Reminder: Please read the opening bit of the review for the first episode if you are new to Mark Watches or will be following my reviews of Fullmetal Alchemist: Brotherhood. This will inform you of my site’s rules and policies, explain why I chose this version of FMA, and will let you know about how future posts will work. Thanks!
Now, let’s talk about “The First Day.”
- OH MY GOD!!!!
- oh my fucking god
- WHAT HAVE Y’ALL DONE TO ME
- The sheer brilliance of “The First Day” is based entirely on the fact that this type of episode is normally saved for later in a season or near a finale and NOT THE SECOND FUCKING EPISODE OF THE SHOW.
- If this is what I get from the second episode of the show, what the hell comes after this?
- I often speak of my need for an emotional basis for caring about a plot, and it’s one of those things that sort of make or break a show or a book for me. Which is interesting to me when I think about one of my favorite books, The Stranger, because so much of that novel is about the lack of emotion. But anyway, not the point. I ultimately want to care about the people who are a part of whatever narrative I’m experiencing. For some shows, it took me a while to care. Buffy is a great example of that. Hell, Dollhouse is an even better one, since so many of the characters are both unlikable or without consistent characterization. (I won’t spoil why, since you should watch that show because of reasons.)

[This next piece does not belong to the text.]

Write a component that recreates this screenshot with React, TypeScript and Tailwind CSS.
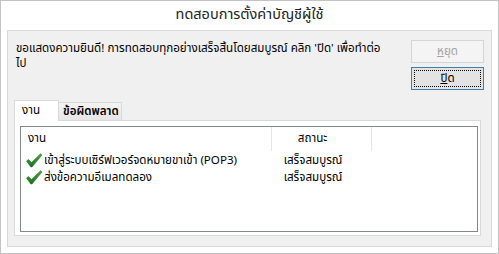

- I think that’s a big reason why it’s so exciting to think about “The First Day.” I’m two episodes into this show, and the writers have given me a huge and massively sympathetic reason for caring about the two lead characters. Well, perhaps it’s three main characters, since this episode introduces Winry, who looks to play a big part in the childhood of Edward and Al. (I also completely misunderstood her relation to them, and the same with Winry’s grandmother.)
- It’s clear that the mention of the Philosopher’s Stone in the pilot episode was intentional, which excites me for the possibility that this show is highly serialized. I am a HUGE fan of serialized shows because they’re so rewarding to me. As Edward and Alphonse head to the town of Reole by train, the show flashes back to explain exactly how they got there.

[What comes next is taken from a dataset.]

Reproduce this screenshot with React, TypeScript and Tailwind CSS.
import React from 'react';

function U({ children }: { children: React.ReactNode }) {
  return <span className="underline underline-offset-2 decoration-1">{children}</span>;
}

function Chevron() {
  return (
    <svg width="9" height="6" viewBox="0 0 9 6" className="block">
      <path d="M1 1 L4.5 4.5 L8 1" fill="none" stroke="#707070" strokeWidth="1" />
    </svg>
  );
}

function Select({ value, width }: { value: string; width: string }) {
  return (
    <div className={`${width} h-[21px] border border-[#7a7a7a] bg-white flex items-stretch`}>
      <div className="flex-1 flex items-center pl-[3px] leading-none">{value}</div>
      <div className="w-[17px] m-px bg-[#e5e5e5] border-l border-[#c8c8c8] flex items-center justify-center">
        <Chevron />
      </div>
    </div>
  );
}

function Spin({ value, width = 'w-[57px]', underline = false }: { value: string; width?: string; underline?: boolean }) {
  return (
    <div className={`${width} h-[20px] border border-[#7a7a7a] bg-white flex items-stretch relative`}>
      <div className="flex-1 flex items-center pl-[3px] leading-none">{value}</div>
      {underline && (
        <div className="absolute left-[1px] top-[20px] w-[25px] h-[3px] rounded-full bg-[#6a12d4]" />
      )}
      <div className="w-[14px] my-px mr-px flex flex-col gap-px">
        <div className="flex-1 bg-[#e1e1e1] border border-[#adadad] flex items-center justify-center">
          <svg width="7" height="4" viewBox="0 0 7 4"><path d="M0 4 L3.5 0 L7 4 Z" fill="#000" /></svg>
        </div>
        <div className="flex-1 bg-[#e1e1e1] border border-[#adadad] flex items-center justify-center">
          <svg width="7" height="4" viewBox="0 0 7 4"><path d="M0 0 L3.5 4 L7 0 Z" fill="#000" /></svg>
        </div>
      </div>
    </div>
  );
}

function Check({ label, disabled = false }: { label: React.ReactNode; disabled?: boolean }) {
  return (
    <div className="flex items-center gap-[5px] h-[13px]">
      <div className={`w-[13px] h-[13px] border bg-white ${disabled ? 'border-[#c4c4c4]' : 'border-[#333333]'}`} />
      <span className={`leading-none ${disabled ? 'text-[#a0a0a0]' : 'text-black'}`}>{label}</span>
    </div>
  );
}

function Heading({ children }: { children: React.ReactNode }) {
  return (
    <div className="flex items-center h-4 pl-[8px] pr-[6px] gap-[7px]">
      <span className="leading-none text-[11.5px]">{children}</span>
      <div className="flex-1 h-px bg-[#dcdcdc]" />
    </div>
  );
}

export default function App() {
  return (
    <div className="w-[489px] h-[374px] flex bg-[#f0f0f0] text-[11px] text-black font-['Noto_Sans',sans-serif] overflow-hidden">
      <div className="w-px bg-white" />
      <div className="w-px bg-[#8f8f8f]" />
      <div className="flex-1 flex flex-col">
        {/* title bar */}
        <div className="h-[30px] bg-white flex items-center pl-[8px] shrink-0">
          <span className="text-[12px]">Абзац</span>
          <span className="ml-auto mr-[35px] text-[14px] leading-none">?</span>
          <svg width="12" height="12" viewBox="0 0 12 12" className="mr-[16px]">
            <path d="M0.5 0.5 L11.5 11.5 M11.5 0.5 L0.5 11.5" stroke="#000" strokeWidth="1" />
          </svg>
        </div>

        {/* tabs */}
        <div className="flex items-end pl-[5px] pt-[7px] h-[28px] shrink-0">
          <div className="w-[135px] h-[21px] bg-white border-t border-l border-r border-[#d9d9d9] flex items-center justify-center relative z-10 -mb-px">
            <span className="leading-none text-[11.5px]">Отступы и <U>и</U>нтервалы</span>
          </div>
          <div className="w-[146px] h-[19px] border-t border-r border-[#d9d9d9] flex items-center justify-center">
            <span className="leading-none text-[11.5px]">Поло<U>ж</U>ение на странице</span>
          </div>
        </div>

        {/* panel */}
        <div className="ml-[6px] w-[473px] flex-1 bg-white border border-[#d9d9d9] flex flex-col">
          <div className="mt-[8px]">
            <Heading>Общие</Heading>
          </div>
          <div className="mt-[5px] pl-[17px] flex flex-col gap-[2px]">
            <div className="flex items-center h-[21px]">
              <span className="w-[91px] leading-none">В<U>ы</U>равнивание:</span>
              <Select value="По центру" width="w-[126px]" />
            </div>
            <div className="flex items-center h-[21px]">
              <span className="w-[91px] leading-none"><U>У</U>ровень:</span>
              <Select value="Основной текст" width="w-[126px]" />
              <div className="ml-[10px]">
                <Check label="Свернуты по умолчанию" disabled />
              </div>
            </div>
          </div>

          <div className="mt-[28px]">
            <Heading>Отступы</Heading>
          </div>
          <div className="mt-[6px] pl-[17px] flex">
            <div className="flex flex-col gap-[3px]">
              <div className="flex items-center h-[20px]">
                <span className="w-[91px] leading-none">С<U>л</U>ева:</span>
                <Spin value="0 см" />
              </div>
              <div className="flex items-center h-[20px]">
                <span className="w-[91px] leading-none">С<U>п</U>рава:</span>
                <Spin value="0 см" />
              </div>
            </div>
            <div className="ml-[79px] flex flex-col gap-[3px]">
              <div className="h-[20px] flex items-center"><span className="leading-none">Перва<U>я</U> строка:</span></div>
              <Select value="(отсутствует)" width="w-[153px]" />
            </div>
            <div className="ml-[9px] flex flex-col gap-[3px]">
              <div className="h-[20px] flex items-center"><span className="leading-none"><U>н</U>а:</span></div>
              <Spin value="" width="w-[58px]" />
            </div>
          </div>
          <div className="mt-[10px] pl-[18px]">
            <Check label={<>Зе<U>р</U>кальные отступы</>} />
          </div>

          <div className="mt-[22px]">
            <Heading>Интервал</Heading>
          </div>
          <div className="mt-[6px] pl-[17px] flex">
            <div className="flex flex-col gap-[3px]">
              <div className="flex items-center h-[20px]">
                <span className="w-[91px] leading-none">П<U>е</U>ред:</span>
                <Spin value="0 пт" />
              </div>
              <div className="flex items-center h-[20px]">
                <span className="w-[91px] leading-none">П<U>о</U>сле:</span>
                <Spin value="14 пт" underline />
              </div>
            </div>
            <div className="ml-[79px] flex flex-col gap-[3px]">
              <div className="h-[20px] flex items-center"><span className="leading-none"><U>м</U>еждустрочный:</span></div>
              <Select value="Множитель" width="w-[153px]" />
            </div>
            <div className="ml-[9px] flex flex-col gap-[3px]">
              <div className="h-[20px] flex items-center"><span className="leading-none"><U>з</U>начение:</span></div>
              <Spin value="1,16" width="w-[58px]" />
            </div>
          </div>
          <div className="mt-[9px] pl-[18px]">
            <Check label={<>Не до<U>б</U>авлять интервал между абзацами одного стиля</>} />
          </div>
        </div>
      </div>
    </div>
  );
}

- It also breaks my heart.
- And terrifies me.
- And makes my brain explode.
- I will never get over the fact that this is the SECOND EPISODE.
- Anyway, with the knowledge of the cleverly-placed cold open, which explained the concept of alchemy in very scientific terms, I watched as Edward and Al began to experiment with his own alchemical abilities. I was impressed that the writers completely avoided the trope of having the boys’ mother shame them for their talents. Instead, she is pleasantly surprised and ecstatic that her sons are “little geniuses.” SHE SUPPORTED THEM.

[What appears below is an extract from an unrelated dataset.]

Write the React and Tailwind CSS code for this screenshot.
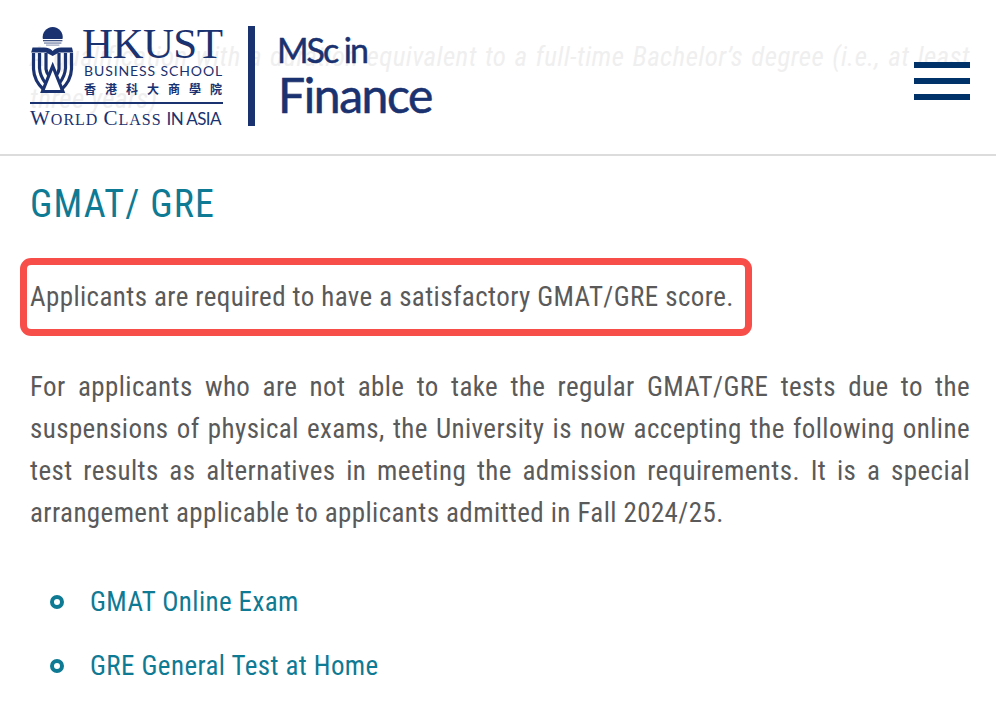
const navy = '#1b3270';

function Emblem() {
  return (
    <svg width="44" height="70" viewBox="0 0 44 70" className="shrink-0">
      <path d="M12.9 12 A10 10 0 1 1 32.5 12 Z" fill={navy} />
      <rect x="13" y="13" width="19.4" height="1.3" fill={navy} opacity="0.85" />
      <rect x="14" y="15.5" width="17.4" height="1.1" fill={navy} opacity="0.7" />
      <rect x="16" y="17.6" width="13.4" height="1" fill={navy} opacity="0.55" />
      <path d="M2.5 20.5 H14 Q20 20.5 22.7 24 Q25.4 20.5 31 20.5 H42 L43.2 25.5 H29 L22.7 29 L16 25.5 H1.2 Z" fill={navy} />
      <g fill="none" stroke={navy} strokeWidth="3.2">
        <path d="M3.5 26 V42 Q4 54 14 63" />
        <path d="M9.5 26 V41 Q10 49 15.5 56" />
        <path d="M16 26 V42 Q16.5 46 19 49" />
        <path d="M41.5 26 V42 Q41 54 31 63" />
        <path d="M35.5 26 V41 Q35 49 29.5 56" />
        <path d="M29 26 V42 Q28.5 46 26 49" />
        <path d="M22.7 39 L12.5 64.5 H32.9 Z" strokeLinejoin="miter" />
      </g>
    </svg>
  );
}

function Logo() {
  return (
    <div className="flex items-start">
      <div className="w-[194px] shrink-0 flex flex-col text-[#1b3270]">
        <div className="flex h-[75px]">
          <div className="w-[52px] shrink-0 pt-[1px]"><Emblem /></div>
          <div className="flex flex-col items-start shrink-0">
            <div className="text-[43px] leading-[30px] h-[34px] mt-[3px] tracking-[-0.6px] whitespace-nowrap" style={{ fontFamily: '"Liberation Serif", serif' }}>HKUST</div>
            <div className="text-[14px] leading-[16px] tracking-[0.9px] ml-[2px] whitespace-nowrap" style={{ fontFamily: 'Lato, sans-serif' }}>BUSINESS SCHOOL</div>
            <div className="text-[12px] leading-[18px] mt-[1px] ml-[2px] tracking-[9px] whitespace-nowrap font-bold" style={{ fontFamily: '"Noto Sans CJK TC", sans-serif' }}>香港科大商學院</div>
          </div>
        </div>
        <div className="h-[1.5px] bg-[#1b3270] w-[193px] mt-[1px]" />
        <div className="whitespace-nowrap leading-[22px] mt-[3px] text-[16px] tracking-[1px]" style={{ fontFamily: '"Liberation Serif", serif' }}>
          <span className="text-[21px]">W</span><span>ORLD</span> <span className="text-[21px]">C</span><span>LASS</span>{' '}
          <span className="text-[17px] tracking-[-0.6px]" style={{ fontFamily: 'Lato, sans-serif' }}>IN ASIA</span>
        </div>
      </div>
      <div className="ml-[24px] w-[7px] h-[100px] bg-[#1b3270]" />
      <div className="ml-[22px] text-[#1b3270] pt-[5px]" style={{ fontFamily: 'Lato, sans-serif' }}>
        <div className="text-[34px] leading-[38px] tracking-[-2px] [-webkit-text-stroke:0.5px_#1b3270]">MSc in</div>
        <div className="text-[48px] leading-[52px] tracking-[-1.4px] ml-[1px] [-webkit-text-stroke:0.6px_#1b3270]">Finance</div>
      </div>
    </div>
  );
}

export default function App() {
  return (
    <div className="w-[996px] h-[708px] overflow-hidden bg-white font-stretch-[75%]" style={{ fontFamily: '"Roboto", "Liberation Sans", sans-serif' }}>
      <header className="relative h-[156px] border-b-2 border-[#dcdcdc] pl-[30px] pr-[26px] pt-[26px] flex justify-between">
        <p className="absolute left-[30px] top-[36px] w-[940px] text-[27px] leading-[42px] tracking-[0.4px] italic text-[#efefef] text-justify">
          A qualification with a duration equivalent to a full-time Bachelor’s degree (i.e., at least three years)
        </p>
        <div className="relative"><Logo /></div>
        <div className="relative mt-[36px] w-[56px] flex flex-col gap-[10px]">
          <div className="h-[6px] bg-[#00326a]" />
          <div className="h-[6px] bg-[#00326a]" />
          <div className="h-[6px] bg-[#00326a]" />
        </div>
      </header>
      <main className="pl-[30px] pr-[26px] text-[27px] leading-[42px] text-[#5a5a5a] tracking-[0.4px]">
        <h2 className="mt-[26px] text-[38px] leading-[44px] text-[#0f7a93] tracking-[1.1px]">GMAT/ GRE</h2>
        <p className="relative mt-[50px]">
          Applicants are required to have a satisfactory GMAT/GRE score.
          <span className="absolute left-[-10px] top-[-18px] w-[732px] h-[78px] border-[7px] border-[#f84e4a] rounded-[11px]" />
        </p>
        <p className="mt-[48px] text-justify">
          For applicants who are not able to take the regular GMAT/GRE tests due to the suspensions of physical exams, the University is now accepting the following online test results as alternatives in meeting the admission requirements. It is a special arrangement applicable to applicants admitted in Fall 2024/25.
        </p>
        <ul className="mt-[47px] flex flex-col gap-[22px] text-[#0f7a93]">
          <li className="flex items-center">
            <span className="ml-[20px] w-[14px] h-[14px] rounded-full border-[4px] border-[#0f7a93]" />
            <span className="ml-[26px]">GMAT Online Exam</span>
          </li>
          <li className="flex items-center">
            <span className="ml-[20px] w-[14px] h-[14px] rounded-full border-[4px] border-[#0f7a93]" />
            <span className="ml-[26px]">GRE General Test at Home</span>
          </li>
        </ul>
      </main>
    </div>
  );
}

- AND THEN SHE DIED, AND EVERYTHING WAS SAD and I have to remind you that this is the second episode. The second one. After the first one.
- This is the basis for what Edward does with the support of his brother. Unable to comprehend a world without their mother, they set out to figure out the secret to Human Transmutation. Obviously, a cost had to be paid. The opening monologue explained that you could not create something out of nothing.
- And I loved that these boys took YEARS to come up with a solution. This did not happen overnight. I honestly expected them to try and resurrect their mother within a week of her death. Instead, we’re shown the dedication both Edward and Alphonse have within them towards bringing their mother back.
- If you would like to see a real-life version of all-caps, look no further than the exact moment Edward started the Transmutation. It doesn’t end until the story catches up with the flashback we saw in “Fullmetal Alchemist.”
- Because this was the only way I know how to react to this show doing something NO OTHER SHOW DOES IN THE SECOND EPISODE.
- ALPHONSE DIES.
- EDWARD IS PULLED INTO SOME OTHER WORLD WITH THE BEING THAT REPRESENTS TRUTH AND GOD AND EVERYTHING AND HE IS SHOWN ALL OF EXISTENCE AND OH MY FUCKING GOD, HOW ARE YOU DOING THIS IN THE SECOND EPISODE. HOW?????
- THE PRICE EDWARD HAD TO PAY FOR THAT INFORMATION WAS HIS LEG, HIS ENTIRE ARM, AND ALL OF ALPHONSE’S BODY
- I AM SO DONE WITH THIS SHOW AND I AM NOWHERE NEAR DONE WITH THIS SHOW
- OH MY FUCKING GOD WHAT IS THAT THING
- WHAT IS THAT THING MAKE IT GO AWAY!!!!!!
- THIS IS SO FUCKED UP
- THIS SHOW IS FUCKED UP
- So, obviously, all this visceral stuff is mega disturbing. There’s no denying that. But I found the story of how Colonel Mustang recruited Edward to be pretty damn unnerving as well. I don’t see him as an antagonistic force in the show, but I also can’t deny that when he sees what Edward has done, he doesn’t offer sympathy or comfort. He’s furious at first, and then he seizes the opportunity to recruit him. Like, nothing about how he’s sorry for what happened to him! No, this kid definitely needs to join the state military and keep pursuing his interest in alchemy. I mean, I get that Mustang saw a resource. I get that he also wanted to give Edward the means to repair his body. But I agree with Winry’s grandmother. It seems nightmarish to keep going further when she’s seen what that kid’s alchemy produced.
- I was also instantly drawn to young Winry, who is able to recognize the inherent emotional dangers in child militarization from the get-go. Obviously, she rationalizes it in a way that she can understand: These people will take her friends from her. They already took her mother and father, and now Winry is an orphan because of that. This spoke to me because my own father was a veteran, and I grew up observing the effects war had on him. In that sense, it was the greatest deterrent for joining the military that I could have ever experienced.
- It’s also fascinating to me how the writers deliberately contrast Riza’s statement that the choice to enlist was entirely up to Edward with Mustang’s nearly vicious pursuit of Edward. Was it a choice at this point? Or was Mustang preying on Edward’s emotional vulnerability?
- WHO IS RIZA PROTECTING?
- Oh fuck, Alphonse did not experience that freaky other world that Edward did. That seems bad.
- This all seems bad. Pursuing the Philosopher’s Stone? Oh god, that can’t end well, can it?